In all likeliness, that might still happen. But Lobera won’t be at the helm. As the world found out on Friday night, football can be a cruel game.
What went wrong?
While the fans hushed in bewilderment the football fraternity sighed with a sense of inevitability. They had all heard stories that all was not well in the Goan camp despite the Lobera-esque football on the pitch. The coach’s methods were allegedly starting to bother the players. There were rumours that withing the camp there was a feeling that the coach had his favourites and was not ready to select his team on merit. As Times of India reported on Tuesday, Lobera had had the axe hanging over his head for almost a month.
The timing of the decision can be questioned. Not many clubs across the world would sack a coach who revolutionized their football while being on top of the points table. The fact that FC Goa risked the repercussions and still pulled the plug on the relationship should throw more light on how stale it had become. The equivalent of cutting your leg off. The overall feeling is Goa had to do it now to prevent further damage.
Elevating the gaming
"Memories are wonderful thing if you don’t have to deal with the past" says Celine (played by Julie Delpy) to Jesse (Ethan Hawke) in "Before Sunset". She was talking about their mutual memory from their short-lived meeting nine years ago that had changed their lives back then. The 24 hours they had spent together would have been beautiful if they could it see in isolation and somehow forget all the sadness that followed the separation.
When the dust settles and the blame games are over, it is important we look at the legacy Lobera leaves behind in Goa in isolation. Derrick Pereira is a top quality coach so the Gaurs are temporarily in safe hands as they fish for the successor but what has made Derrick’s job easy is a crop of Indian players who flourished under Lobera. Seriton Fernandes, Mandar Rao Desai, Brandon Fernandes, Lenny Rodrigues, Jackichand Singh, Manvir Singh have all improved tremendously under the Spaniard’s stewardship.
What will always stand out when one looks back at Lobera's time in Goa will be the way he wanted football to be played. Concede three but score four was his mantra.
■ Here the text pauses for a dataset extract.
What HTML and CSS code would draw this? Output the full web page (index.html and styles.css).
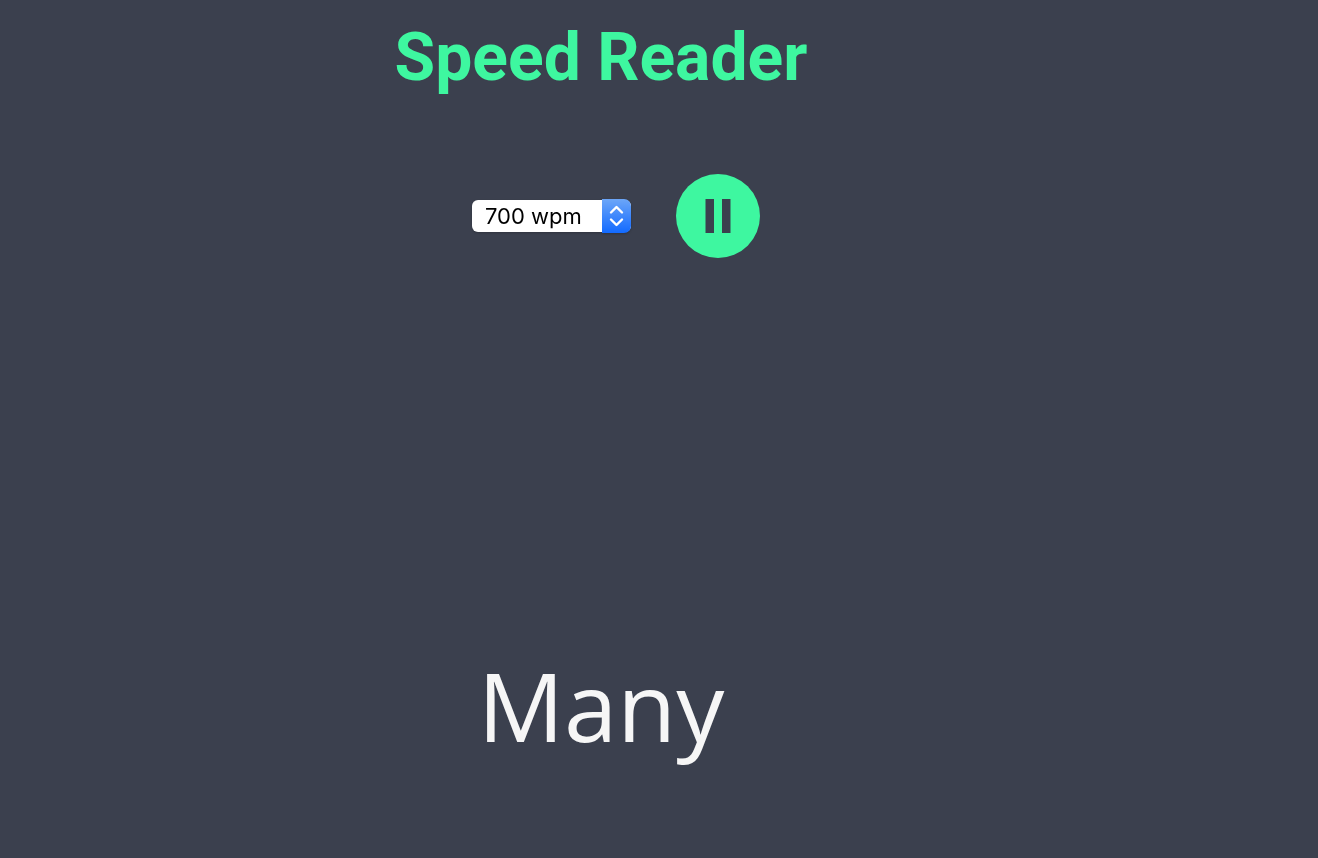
FILE: index.html
```html
<!DOCTYPE html>
<html lang="en">
<head>
<meta charset="utf-8">
<meta name="viewport" content="width=device-width, initial-scale=1">
<title>Speed Reader</title>
<link rel="stylesheet" href="styles.css">
</head>
<body>
<main class="reader">
  <h1 class="title">Speed Reader</h1>
  <div class="controls">
    <div class="speed">
      <select class="speed-select" aria-label="Reading speed">
        <option>300 wpm</option>
        <option>500 wpm</option>
        <option selected>700 wpm</option>
      </select>
      <svg class="speed-arrows" viewBox="0 0 29 34" aria-hidden="true">
        <path d="M9 13.500l5.500-5.500 5.500 5.500M9 20.500l5.500 5.500 5.500-5.500"/>
      </svg>
    </div>
    <button class="pause" type="button" aria-label="Pause">
      <svg class="pause-icon" viewBox="0 0 84 84" aria-hidden="true">
        <path d="M29.500 25h8.500v34h-8.500zM46 25h8.500v34H46z"/>
      </svg>
    </button>
  </div>
  <p class="word">Many</p>
</main>
</body>
</html>
```
FILE: styles.css
```css
* {
  box-sizing: border-box;
}

body {
  margin: 0;
  background: #3b404e;
}

.reader {
  min-height: 100vh;
  padding: 16px 116px 87px 0;
  display: flex;
  flex-direction: column;
  align-items: center;
}

.title {
  margin: 0;
  color: #3ef7a0;
  font: 700 66px/84px Roboto, sans-serif;
}

.controls {
  margin-top: 74px;
  padding-left: 30px;
  display: flex;
  align-items: center;
  gap: 45px;
}

.speed {
  display: grid;
  align-items: center;
  filter: drop-shadow(0 1px 1px rgba(0, 0, 0, 0.2));
}

.speed-select {
  grid-area: 1 / 1;
  appearance: none;
  width: 159px;
  height: 32px;
  padding: 0 30px 0 13px;
  border: 0;
  border-radius: 6px;
  background: #fff;
  color: #000;
  font: 400 22px/32px Inter, sans-serif;
}

.speed-arrows {
  grid-area: 1 / 1;
  justify-self: end;
  width: 29px;
  height: 34px;
  border-radius: 0 7px 7px 0;
  background: linear-gradient(#6ca6f8, #126aff);
  fill: none;
  stroke: #fff;
  stroke-width: 2.4;
  stroke-linecap: round;
  stroke-linejoin: round;
  pointer-events: none;
}

.pause {
  width: 84px;
  height: 84px;
  padding: 0;
  border: 0;
  border-radius: 50%;
  background: #3ef7a0;
}

.pause-icon {
  display: block;
  fill: #3b404e;
}

.word {
  margin: auto 0 0;
  color: #f6f6f6;
  font: 400 96px/132px "Open Sans", sans-serif;
}
```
He wanted his footballers to be express themselves on the pitch and that has played a large role in unleashing the potentials in the likes of Brandon and Seriton. In some sense, the match against Chennaiyin at the Fatorda Stadium in October 2019 was peak Lobera. He started with just three foreigners in his XI – Coro, Carlos Pena and Mourtada Fall – and won the encounter comfortably 3-0.
We will never know what transpired in Goa. The team will blame the coach and the Spaniard will say his team didn’t back him. Sir Alex Ferguson’s ‘hairdryer treatment’ didn’t cost him the team, did it? In fact it made his Red Devils want to fight harder on the pitch. Maybe it is a generational thing? In 2020 should the approach have been different, a tad kinder perhaps? Were the stories about his anger even true?
A purist of the sport
The truth is Sergio Lobera walked into the FC Goa dressing room, inherited a good side, got them playing better football, made them (arguably) the best team in the country and improved Indian football in the process. That much will always remain a part of his legacy. Football in the Indian Super Legue will now be divided as pre and post Lobera era. In that way, sticking with the Christian mythology, he was Jesus Christ.
Top football coaches can always be broadly divided into two categories. There are some like Jose Mourinho or Louis van Gaal whose primary objective will always be to win. They will amass a lot of trophies in their lifetimes. Then there are the students of the game. The true lovers of the beautiful game whose core objective will be to elevate the quality of football. Success, according to them, will never be a quantifiable entity. It will remain qualitative. And that actual act of winning trophies will always be secondary. Johan Cryuff, Tele Santana, Marcelo Bielsa… the list is endless in football. The register will only get bigger in time. And in that list, tucked neatly in a corner, will be this former FC Goa manager, whose contributions to Indian football will linger long after he flies off the Goan coasts. A sweet aftertaste from the best football Indian Super League has seen since its inception.